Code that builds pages
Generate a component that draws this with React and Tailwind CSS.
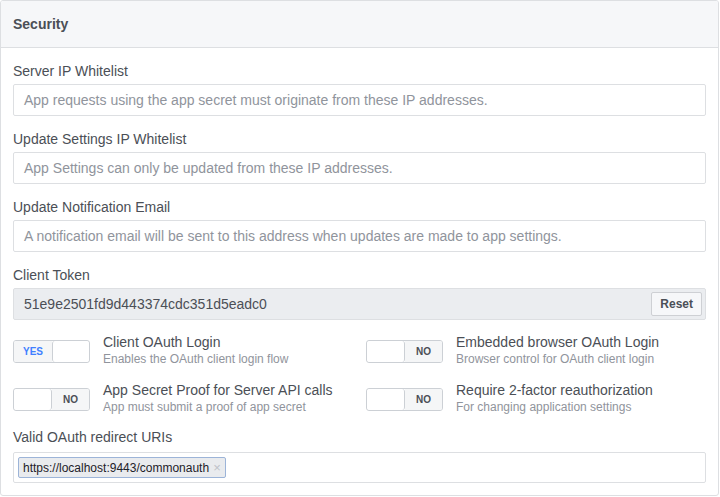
import React from 'react';

const font = { fontFamily: '"Liberation Sans", Arial, Helvetica, sans-serif' };

const Field = ({ label, placeholder }) => (
  <div className="mt-[14px]">
    <div className="text-[14px] leading-[18px] text-[#4b4f56] mb-[4px]">{label}</div>
    <div className="h-[32px] border border-[#dddfe2] rounded-[2px] bg-white flex items-center px-[10px] text-[14px] text-[#90949c]">
      {placeholder}
    </div>
  </div>
);

const Toggle = ({ on }) => (
  <div className="mt-[7px] w-[77px] h-[23px] shrink-0 flex rounded-[3px] border border-[#ccd0d5] overflow-hidden">
    {on ? (
      <>
        <div className="w-[38px] flex items-center justify-center bg-[#f5f6f7] text-[10px] font-bold text-[#4080ff]">YES</div>
        <div className="flex-1 bg-white border-l border-[#ccd0d5] rounded-[3px]" />
      </>
    ) : (
      <>
        <div className="w-[38px] bg-white border-r border-[#ccd0d5] rounded-[3px]" />
        <div className="flex-1 flex items-center justify-center bg-[#f5f6f7] text-[10px] font-bold text-[#4b4f56]">NO</div>
      </>
    )}
  </div>
);

const Option = ({ on, title, sub }) => (
  <div className="flex items-start gap-[13px] h-[35px]">
    <Toggle on={on} />
    <div>
      <div className="text-[14px] leading-[18px] text-[#4b4f56]">{title}</div>
      <div className="text-[12px] leading-[16px] text-[#90949c]">{sub}</div>
    </div>
  </div>
);

export default function App() {
  return (
    <div className="w-[720px] h-[497px] bg-white" style={font}>
      <div className="w-[719px] h-[496px] border border-[#dddfe2] rounded-[3px] overflow-hidden">
        <div className="h-[47px] bg-[#f6f7f9] border-b border-[#dddfe2] flex items-center px-[12px]">
          <span className="text-[14px] font-bold text-[#4b4f56]">Security</span>
        </div>
        <div className="px-[12px]">
          <Field label="Server IP Whitelist" placeholder="App requests using the app secret must originate from these IP addresses." />
          <Field label="Update Settings IP Whitelist" placeholder="App Settings can only be updated from these IP addresses." />
          <Field label="Update Notification Email" placeholder="A notification email will be sent to this address when updates are made to app settings." />

          <div className="mt-[14px]">
            <div className="text-[14px] leading-[18px] text-[#4b4f56] mb-[4px]">Client Token</div>
            <div className="h-[32px] border border-[#dddfe2] rounded-[2px] bg-[#ebedf0] flex items-center justify-between pl-[10px] pr-[3px]">
              <span className="text-[14px] text-[#4b4f56]">51e9e2501fd9d443374cdc351d5eadc0</span>
              <button className="h-[24px] px-[8px] bg-[#f6f7f9] border border-[#ced0d4] rounded-[2px] text-[12px] font-bold text-[#4b4f56]">
                Reset
              </button>
            </div>
          </div>

          <div className="mt-[13px] grid grid-cols-2 gap-x-[13px] gap-y-[13px]">
            <Option on title="Client OAuth Login" sub="Enables the OAuth client login flow" />
            <Option title="Embedded browser OAuth Login" sub="Browser control for OAuth client login" />
            <Option title="App Secret Proof for Server API calls" sub="App must submit a proof of app secret" />
            <Option title="Require 2-factor reauthorization" sub="For changing application settings" />
          </div>

          <div className="mt-[12px]">
            <div className="text-[14px] leading-[18px] text-[#4b4f56] mb-[6px]">Valid OAuth redirect URIs</div>
            <div className="h-[31px] border border-[#dddfe2] rounded-[2px] bg-white flex items-center px-[4px]">
              <span className="h-[21px] flex items-center gap-[4px] px-[4px] bg-[#e9ebee] border border-[#9cb4d8] rounded-[2px] text-[12px] text-[#1d2129]">
                https://localhost:9443/commonauth
                <span className="text-[#bec2c9] text-[13px] leading-none">×</span>
              </span>
            </div>
          </div>
        </div>
      </div>
    </div>
  );
}
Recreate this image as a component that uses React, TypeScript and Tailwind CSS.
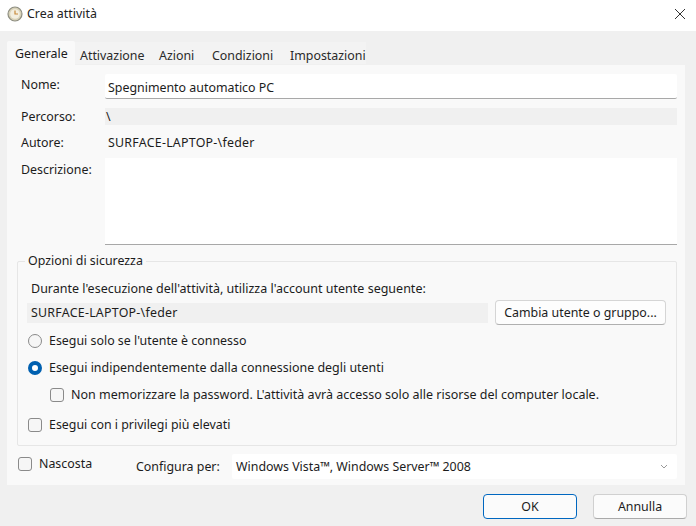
import React from "react";

const font = { fontFamily: '"Noto Sans", sans-serif' };

function Radio({ checked }: { checked?: boolean }) {
  return checked ? (
    <span className="block w-[14px] h-[14px] rounded-full border-[4px] border-[#0060b0] bg-white shrink-0" />
  ) : (
    <span className="block w-[14px] h-[14px] rounded-full border border-[#8a8a8a] bg-[#f6f6f6] shrink-0" />
  );
}
function Check() {
  return <span className="block w-[14px] h-[14px] rounded-[3px] border border-[#8a8a8a] bg-[#f6f6f6] shrink-0" />;
}

export default function App() {
  return (
    <div style={font} className="w-[696px] h-[526px] bg-[#f0f0f0] text-[12.4px] leading-[17px] text-[#1c1c1c] overflow-hidden flex flex-col">
      {/* Title bar */}
      <div className="h-[31px] bg-white flex items-center pl-[7px] pr-[10px] pb-[3px] shrink-0">
        <svg width="16" height="16" viewBox="0 0 16 16" className="shrink-0">
          <circle cx="8" cy="8" r="7" fill="#d8d2b8" stroke="#8d8d80" strokeWidth="1.2" />
          <circle cx="8" cy="8" r="4.8" fill="#f3efe0" />
          <path d="M8 4.5V8H11" stroke="#c98a3a" strokeWidth="1.2" fill="none" />
        </svg>
        <span className="ml-[4px] mt-[-2px] text-[#222]">Crea attività</span>
        <svg width="12" height="12" viewBox="0 0 12 12" className="ml-auto">
          <path d="M1 1L11 11M11 1L1 11" stroke="#333" strokeWidth="1" />
        </svg>
      </div>

      {/* Tabs */}
      <div className="flex items-end h-[34px] pl-[7px] shrink-0">
        <div className="h-[24px] w-[68px] bg-[#f9f9f9] pl-[8px] pt-[4px] rounded-t-[2px]">Generale</div>
        <div className="pl-[5px] w-[78px] h-[22px] pt-[5px] text-[#2a2a2a] bg-[#f3f3f3] mb-[1px]">Attivazione</div>
        <div className="pl-[6px] w-[53px] h-[22px] pt-[5px] text-[#2a2a2a] bg-[#f3f3f3] mb-[1px]">Azioni</div>
        <div className="pl-[6px] w-[80px] h-[22px] pt-[5px] text-[#2a2a2a] bg-[#f3f3f3] mb-[1px]">Condizioni</div>
        <div className="pl-[4px] w-[80px] h-[22px] pt-[5px] text-[#2a2a2a] bg-[#f3f3f3] mb-[1px]">Impostazioni</div>
      </div>

      {/* Panel */}
      <div className="ml-[7px] mr-[11px] h-[420px] bg-[#f9f9f9] shrink-0 flex flex-col pl-[10px] pr-[8px] pt-[9px]">
        <div className="flex h-[25px]">
          <span className="w-[88px] pl-[4px] pt-[2px]">Nome:</span>
          <div className="flex-1 bg-white border-b border-[#a8a8a8] pl-[3px] pt-[5px] rounded-[2px]">Spegnimento automatico PC</div>
        </div>
        <div className="flex h-[17px] mt-[9px]">
          <span className="w-[88px] pl-[4px]">Percorso:</span>
          <div className="flex-1 bg-[#f0f0f0] pl-[1px]">\</div>
        </div>
        <div className="flex h-[17px] mt-[9px]">
          <span className="w-[88px] pl-[4px]">Autore:</span>
          <div className="flex-1 pl-[3px] tracking-[0.25px]">SURFACE-LAPTOP-\feder</div>
        </div>
        <div className="flex h-[87px] mt-[7px]">
          <span className="w-[88px] pl-[4px] pt-[3px]">Descrizione:</span>
          <div className="flex-1 bg-white border-b border-[#a8a8a8]" />
        </div>

        {/* Group box */}
        <div className="mt-[16px] h-[185px] border border-[#e6e6e6] rounded-[2px] flex flex-col shrink-0">
          <div className="h-0 pl-[7px]">
            <span className="block w-fit bg-[#f9f9f9] px-[3px] mt-[-10px]">Opzioni di sicurezza</span>
          </div>
          <div className="pl-[13px] mt-[18px] text-[12.5px]">Durante l'esecuzione dell'attività, utilizza l'account utente seguente:</div>
          <div className="flex items-center pl-[9px] mt-[3px] h-[25px]">
            <div className="w-[461px] h-[20px] bg-[#f0f0f0] pl-[4px] pt-[1px] tracking-[0.25px]">SURFACE-LAPTOP-\feder</div>
            <div className="ml-[7px] w-[171px] h-[25px] bg-[#fdfdfd] border border-[#d5d5d5] border-b-[#b0b0b0] rounded-[4px] flex items-center justify-center">Cambia utente o gruppo...</div>
          </div>
          <div className="flex items-center h-[17px] pl-[10px] mt-[7px] gap-[7px]">
            <Radio /><span>Esegui solo se l'utente è connesso</span>
          </div>
          <div className="flex items-center h-[17px] pl-[10px] mt-[10px] gap-[7px]">
            <Radio checked /><span className="text-[12.45px]">Esegui indipendentemente dalla connessione degli utenti</span>
          </div>
          <div className="flex items-center h-[17px] pl-[32px] mt-[10px] gap-[7px]">
            <Check /><span className="text-[12.5px]">Non memorizzare la password. L'attività avrà accesso solo alle risorse del computer locale.</span>
          </div>
          <div className="flex items-center h-[17px] pl-[10px] mt-[13px] gap-[7px]">
            <Check /><span>Esegui con i privilegi più elevati</span>
          </div>
        </div>

        <div className="flex items-center mt-[8px] h-[25px]">
          <div className="ml-[1px] flex items-center gap-[7px] w-[118px] mt-[-6px]">
            <Check /><span>Nascosta</span>
          </div>
          <span className="w-[96px] mt-[-1px]">Configura per:</span>
          <div className="flex-1 h-[25px] bg-white flex items-center pl-[4px] pr-[9px] rounded-[2px]">
            <span className="mt-[-1px]">Windows Vista™, Windows Server™ 2008</span>
            <svg width="8" height="5" viewBox="0 0 8 5" className="ml-auto">
              <path d="M1 1L4 4L7 1" stroke="#999" fill="none" />
            </svg>
          </div>
        </div>
      </div>

      {/* Buttons */}
      <div className="flex pl-[483px] mt-[9px] gap-[16px]">
        <div className="w-[94px] h-[25px] bg-[#fbfbfb] border border-[#0067c0] rounded-[4px] flex items-center justify-center">OK</div>
        <div className="w-[94px] h-[25px] bg-[#fbfbfb] border border-[#d0d0d0] border-b-[#aaa] rounded-[4px] flex items-center justify-center">Annulla</div>
      </div>
    </div>
  );
}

## Problem to work on:
Give back exactly the lines from the top of the records to the line containing "Arial, Helvetica, sans-serif'", both included, and no pictures.

## Result below:
Generate a component that draws this with React and Tailwind CSS.
import React from 'react';

const font = { fontFamily: '"Liberation Sans", Arial, Helvetica, sans-serif' };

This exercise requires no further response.